Three gazes of Jesus upon Peter. The first is the gaze of the choice, with the enthusiasm to follow Jesus. The second is the gaze of remorse at the moment of that sin so great of having denied Jesus. The third gaze is the gaze of mission: ‘Feed my lambs, tend my sheep, feed my sheep”. It doesn’t end there: ‘you did this for love and then? Will you receive a crown? No. I say to you, when you were younger, you girded yourself and walked where you would; but when you are old, you will stretch out your hands, and another will gird you and carry you where you do not wish to go”

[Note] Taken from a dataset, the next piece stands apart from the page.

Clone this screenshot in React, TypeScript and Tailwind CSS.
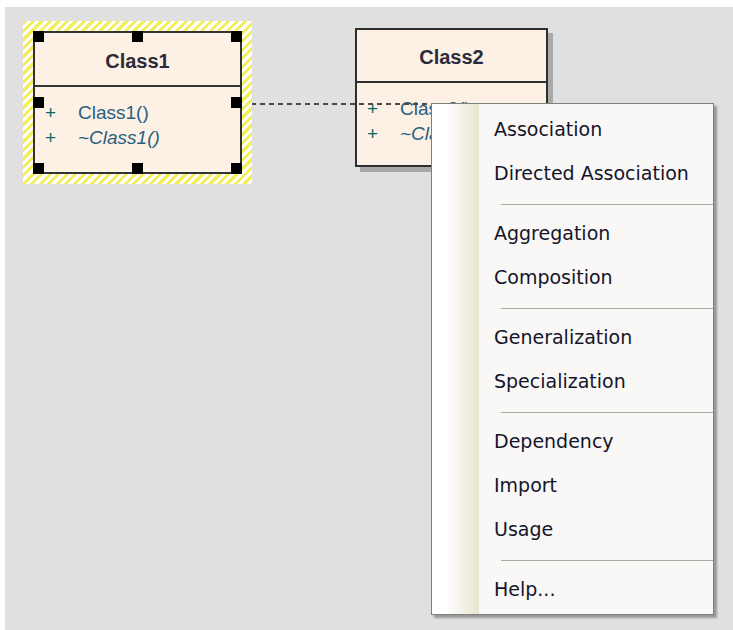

Rembrandt and the face of Jesus

Rembrandt and the face of Jesus

Lesson on St Paschal Baylon from Catholic online:

Franciscan lay brother and mystic. Born to a peasant family at Torre Hermosa, in Aragon, Spain on Whitsunday, he was christened Pascua in honor of the feast. According to accounts of his early life, Paschal labored as a shepherd for his father, performed miracles, and was distinguished for his austerity. He also taught himself to read. Receiving a vision which told him to enter a nearby Franciscan community, he became a Franciscan lay brother of the Alcantrine reform in 1564, and spent most of his life as a humble doorkeeper. He practiced rigorous asceticism and displayed a deep love for the Blessed Sacrament, so much so that while on a mission to France, he defended the doctrine of the Real Presence against a Calvinist preacher and in the face of threats from other irate Calvinists. Paschal died at a friary in Villareal, and was canonized in 1690. In 1897 Pope Leo XIII declared him patron of all eucharistic confratemities and congresses.